The man is dark-skinned, painted in dark umbers, while the woman is rendered chalky white; their forms are elongated and blocky, with long, clay jar-like necks, and are painted to suggest generic types rather than individuals. The woman, seen here in her rural environment—with small, rounded breasts, brings to mind the rural women working in urban construction projects in the 1950s painted by artists such as B. C. Sanyal or K. K. Hebbar. Complementing her wrap’s patchwork pattern and striking blue hue within the work’s overall muted palette is the backdrop of trees flecked with reds, ochres, and blue-greens which, together with the angular ochre blocks of the rocky ground sloping up against the dark dirt road, seem bejewelled. This is augmented by the small checked pattern of the cage wires framing the birds and the ochre band running horizontally behind.

J. Sultan Ali, Muria Maiden, Oil on canvas, 1967, 33.0 x 38.0 in. Collection: DAG

Another 1962 oil, Old Shepherd is similar in its compositional structure and surface treatment, with a more realistic figural rendering. Thin and long-torsoed, an old man and a young woman in Lambadi clothes, likely his daughter, occupy the foreground vertically from the centre to the right half. They are framed against a centrally placed bullock in a field and a horizontal strip of distant houses in the upper register, while the blocky stones and boulders build up the earth surface vertically from the bullock in the middle ground marking the Deccan plateau’s rocky outcrop.

Ali made a small number of works in this style and it becomes apparent the figures are not rural protagonists seen at their tasks or amidst their life but present as freeze frames and vignettes of outdoor rural life, which remains merely the backdrop. Boasting attractive colour schema, the works seem decorative figural studies—frontal, somewhat flatly rendered, and stiffly posed figures framed against woods or village houses—becoming snapshots of village life/folk for the passing urban visitor (including the artist) driving by; the stiffness could indicate being met with curious stares.
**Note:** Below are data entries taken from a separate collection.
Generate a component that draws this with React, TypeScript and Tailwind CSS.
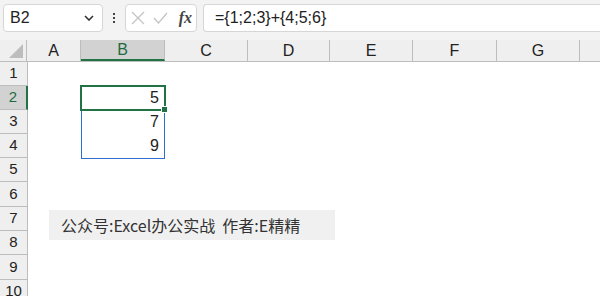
import React from 'react';

const cols = [
  { name: 'A', w: 54 },
  { name: 'B', w: 84 },
  { name: 'C', w: 83 },
  { name: 'D', w: 82 },
  { name: 'E', w: 83 },
  { name: 'F', w: 84 },
  { name: 'G', w: 83 },
  { name: '', w: 60 },
];

const rowHeights = [24, 24, 24, 24, 24, 25, 24, 24, 25, 24];

const values: Record<number, string> = { 2: '5', 3: '7', 4: '9' };

function Chevron() {
  return (
    <svg width="10" height="6" viewBox="0 0 10 6" fill="none" stroke="#333" strokeWidth="1.6">
      <path d="M1 1l4 4 4-4" />
    </svg>
  );
}

export default function App() {
  return (
    <div
      className="relative w-[600px] h-[296px] overflow-hidden bg-white text-[#222]"
      style={{ fontFamily: '"Liberation Sans", "Noto Sans CJK SC", sans-serif' }}
    >
      {/* formula bar */}
      <div className="flex items-center h-[40px] bg-[#f3f3f3] pb-[4px] pl-[3px]">
        <div className="flex items-center justify-between w-[100px] h-[28px] bg-white border border-[#d6d6d6] rounded-[4px] pl-[6px] pr-[8px]">
          <span className="text-[16px]">B2</span>
          <Chevron />
        </div>
        <div className="w-[22px] flex flex-col items-center gap-[2px]">
          <span className="w-[2px] h-[2px] bg-[#444]" />
          <span className="w-[2px] h-[2px] bg-[#444]" />
          <span className="w-[2px] h-[2px] bg-[#444]" />
        </div>
        <div className="flex items-center w-[72px] h-[28px] bg-white border border-[#d6d6d6] rounded-[4px] pl-[5px] pr-[4px] gap-[8px]">
          <svg width="14" height="14" viewBox="0 0 14 14" stroke="#c4c4c4" strokeWidth="1.3" fill="none">
            <path d="M1 1l12 12M13 1L1 13" />
          </svg>
          <svg width="15" height="12" viewBox="0 0 15 12" stroke="#c4c4c4" strokeWidth="1.3" fill="none">
            <path d="M1 6l4.5 5L14 1" />
          </svg>
          <span
            className="ml-auto text-[16px] italic font-bold text-[#444] leading-none"
            style={{ fontFamily: '"Liberation Serif", serif' }}
          >
            fx
          </span>
        </div>
        <div className="ml-[6px] flex-1 flex items-center h-[28px] bg-white border border-[#d6d6d6] border-r-0 rounded-l-[4px] pl-[11px]">
          <span className="text-[16px]">={'{'}1;2;3{'}'}+{'{'}4;5;6{'}'}</span>
        </div>
      </div>

      {/* column headers */}
      <div className="flex h-[22px] bg-[#efefef] border-b border-[#bdbdbd]">
        <div className="w-[27px] shrink-0 border-r border-[#bdbdbd] relative">
          <svg className="absolute right-[3px] bottom-[3px]" width="14" height="14" viewBox="0 0 14 14">
            <path d="M14 0V14H0Z" fill="#bdbdbd" />
          </svg>
        </div>
        {cols.map(c => (
          <div
            key={c.name || 'x'}
            style={{ width: c.w }}
            className={`shrink-0 flex items-center justify-center text-[16px] border-r border-[#bdbdbd] ${
              c.name === 'B' ? 'bg-[#d2d2d2] text-[#1e6b3f] border-b-2 border-b-[#217346]' : ''
            }`}
          >
            {c.name}
          </div>
        ))}
      </div>

      {/* rows */}
      {rowHeights.map((h, i) => {
        const r = i + 1;
        return (
          <div key={r} className="flex" style={{ height: h }}>
            <div
              className={`w-[28px] shrink-0 flex items-center justify-center text-[15px] border-b border-[#bdbdbd] ${
                r === 2
                  ? 'bg-[#d2d2d2] text-[#1e6b3f] border-r-2 border-r-[#217346]'
                  : 'bg-[#efefef] border-r border-r-[#bdbdbd]'
              }`}
            >
              {r}
            </div>
            <div className="w-[53px] shrink-0" />
            <div className="w-[84px] shrink-0 flex items-center justify-end pr-[6px] text-[16px]">
              {values[r]}
            </div>
          </div>
        );
      })}

      {/* selected range B2:B4 */}
      <div className="absolute left-[81px] top-[86px] w-[84px] h-[73px] border border-[#2f6dd0]" />
      {/* active cell */}
      <div className="absolute left-[80px] top-[85px] w-[86px] h-[26px] border-2 border-[#217346]" />
      <div className="absolute left-[162px] top-[107px] w-[5px] h-[5px] bg-[#217346] outline outline-1 outline-white" />

      {/* text box */}
      <div
        className="absolute left-[49px] top-[210px] w-[286px] h-[30px] bg-[#f0f0f0] flex items-center pl-[12px] text-[16px] text-[#333]"
        style={{ fontFamily: '"Noto Sans CJK SC", sans-serif' }}
      >
        公众号:Excel办公实战&nbsp;&nbsp;作者:E精精
      </div>
    </div>
  );
}
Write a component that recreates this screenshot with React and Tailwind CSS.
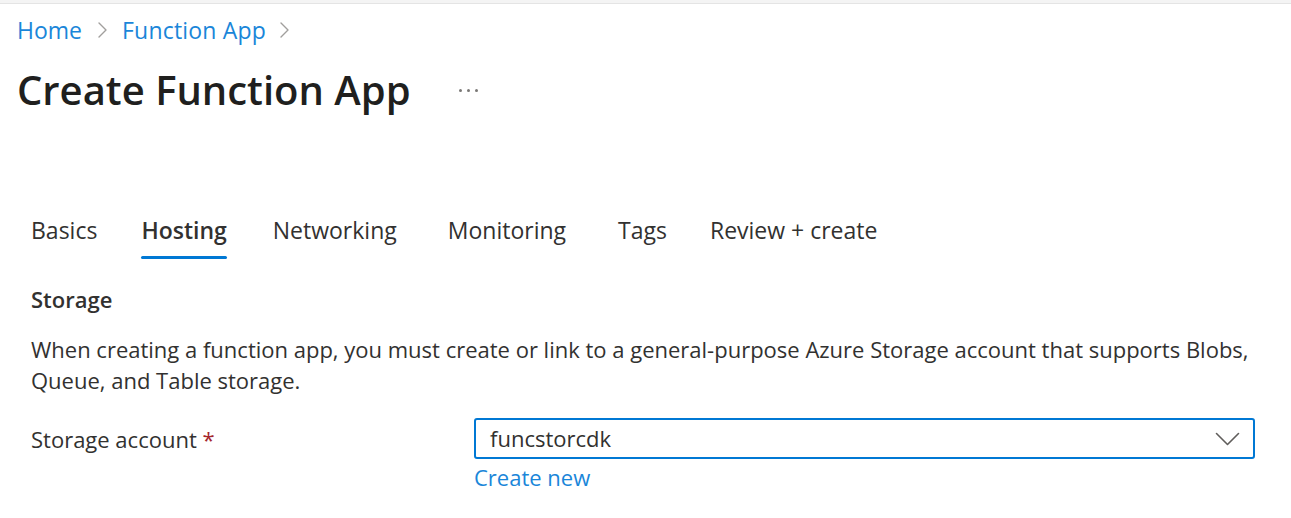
const tabs = [
  { label: 'Basics', ml: 'ml-0' },
  { label: 'Hosting', ml: 'ml-[44px]', active: true },
  { label: 'Networking', ml: 'ml-[46px]' },
  { label: 'Monitoring', ml: 'ml-[51px]' },
  { label: 'Tags', ml: 'ml-[52px]' },
  { label: 'Review + create', ml: 'ml-[43px]' },
];

function Chevron({ className }) {
  return (
    <svg className={className} width="9" height="16" viewBox="0 0 9 16" fill="none">
      <path d="M1 1l7 7-7 7" stroke="currentColor" strokeWidth="1.4" strokeLinecap="round" strokeLinejoin="round" />
    </svg>
  );
}

function App() {
  return (
    <div className="min-h-[518px] w-[1291px] bg-white text-[#323130] font-['Open_Sans',sans-serif]">
      <div className="h-[4px] border-b border-[#e4e4e4] bg-[#f4f4f4]" />

      {/* Breadcrumb + title */}
      <div className="pl-[17px]">
        <nav className="mt-[11px] flex items-center text-[23px] leading-[30px] text-[#1a86d9]">
          <span>Home</span>
          <Chevron className="ml-[16px] mr-[15px] text-[#a19f9d]" />
          <span className="tracking-[0.2px]">Function App</span>
          <Chevron className="ml-[14px] text-[#a19f9d]" />
        </nav>
        <div className="mt-[19px] flex items-center">
          <h1 className="text-[40px] font-semibold leading-[52px] text-[#201f1e]">Create Function App</h1>
          <div className="ml-[48px] mt-[1px] flex gap-[5px]">
            <span className="h-[3px] w-[3px] rounded-full bg-[#7a7876]" />
            <span className="h-[3px] w-[3px] rounded-full bg-[#7a7876]" />
            <span className="h-[3px] w-[3px] rounded-full bg-[#7a7876]" />
          </div>
        </div>
      </div>

      {/* Tabs */}
      <div className="mt-[99px] pl-[31px]">
        <div className="flex text-[23px] leading-[30px]">
          {tabs.map((t) => (
            <div key={t.label} className={'flex flex-col ' + t.ml}>
              <span className={t.active ? 'font-semibold text-[#323130]' : 'text-[#323130]'}>{t.label}</span>
              <div className={'mt-[11px] h-[3px] rounded-full ' + (t.active ? 'bg-[#0078d4]' : 'bg-transparent')} />
            </div>
          ))}
        </div>

        {/* Storage section */}
        <h2 className="mt-[25px] text-[22px] font-semibold leading-[30px]">Storage</h2>
        <p className="mt-[20px] pr-[30px] text-[22px] leading-[31px]">
          When creating a function app, you must create or link to a general-purpose Azure Storage account that supports Blobs, Queue, and Table storage.
        </p>

        <div className="mt-[22px] flex items-start">
          <label className="w-[443px] pt-[6px] text-[22px] leading-[30px]">
            Storage account <span className="text-[#a4262c]">*</span>
          </label>
          <div className="w-[781px]">
            <div className="flex h-[41px] items-center justify-between rounded-[3px] border-2 border-[#0078d4] pl-[14px] pr-[13px] text-[22px]">
              <span>funcstorcdk</span>
              <svg width="25" height="14" viewBox="0 0 25 14" fill="none" className="text-[#605e5c]">
                <path d="M1.5 1.5l11 11 11-11" stroke="currentColor" strokeWidth="1.6" strokeLinecap="round" strokeLinejoin="round" />
              </svg>
            </div>
            <a className="mt-[3px] block text-[22px] leading-[30px] text-[#1a86d9]">Create new</a>
          </div>
        </div>
      </div>
    </div>
  );
}

export default App;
J. Sultan Ali in his studio. Photograph : DAG

Over the next couple of years, Ali’s subject matter remained rural but the surroundings grew bare and the figures abstracted, though still vertically elongated and looming over the composition—exemplified by the 1964 works, Fisherwoman and The Watercarriers. It is at this stage that the encounter with tribal art manifests in a dramatic change in composition and surface treatment: first seen in the arresting 1965 Festival Bull or Nandi from Devanahalli (1966). The human figure is replaced by the animal, frequently the bull and, in the 1970s, the serpent takes centre stage and expands to nearly fill the picture plane with a majestic presence; the pigment is now applied thinner and boasts a highly assured and subtle use of colour. This new, centrally-placed looming figure also appeared in a few intriguing, assuredly rendered 1963 works featuring fine markmaking and symbology, as Penance or Sea Life, now in major institutional collections.

Over the next few years, the late 1960s and ’70s, manifold changes sweep over Sultan Ali’s work but with the noteworthy presence of the figure: it remains and is dominant, frequently central. A lone female tribal figure reappeared in the early 1970s: either clothed, more blockily rendered and small-breasted, standing totemically, or a sensuously drawn, realistic one with a bare upper body, her skin a rich brown and ornamented with the jewellery and tattoos of the Murias and Baiga tribes of central India; or further, an abstracted, phallically-rendered totemic mother goddess seen in Tribal Myth or the national award-winning Hassia Matha. Thus rendered variously, she evokes a proto-mother figure suggestive of fertility and life—a rather simplistic connection suggested by a lone, nubile young woman featured with a bull or hooded serpent in the background; see, for instance, Muria Maiden (1967) or Milkmaid (1971). The animal forms are often anthropomorphised, with multiple heads, limbs, or eyes, wearing baring grins, or with multiple plant, animal, and human forms inset within its belly and accompanied by text: Gujarati text and nigari script, initially merely decorative and later intended as decipherable. Well into the late 1970s and ’80s, whether in chromatically rich oil paintings in light-impasto or divergently, in translucent, nebulous forms, still firmly contoured, or in dramatic pen and ink works, as Pakshi, and even in the abstract works, across multiple stylistics, the central/large figure or form remains.

J. Sultan Ali, The First Sin, Oil and encaustic on canvas, 1965, 32.0 x 54.2 in. Collection: DAG

So what is the charm of this large (often central) figure for Sultan Ali, where does it come from? Mumtaz J. Khan, highly respected artist and daughter of J. Sultan Ali, views it as a structural device, with the figure used to anchor the composition. She recollects her father’s visit to Kashmir in the ’60s or ’70s when he was fascinated by the jewellery the women wore and painted them as elongated, vertically placed figures. Citing Sea Life as an example, she speaks of his compositional structure as girded by the ‘main figure’ deriving the main emphasis, and surrounded by all the other elements around.

The early 1960s phase of works which the featured painting belongs to reminds us that no phase of an artist’s work is without value: it brings to Sultan Ali’s subsequent work the pronounced line but most emphatically, the frontal, looming figural protagonist of his art.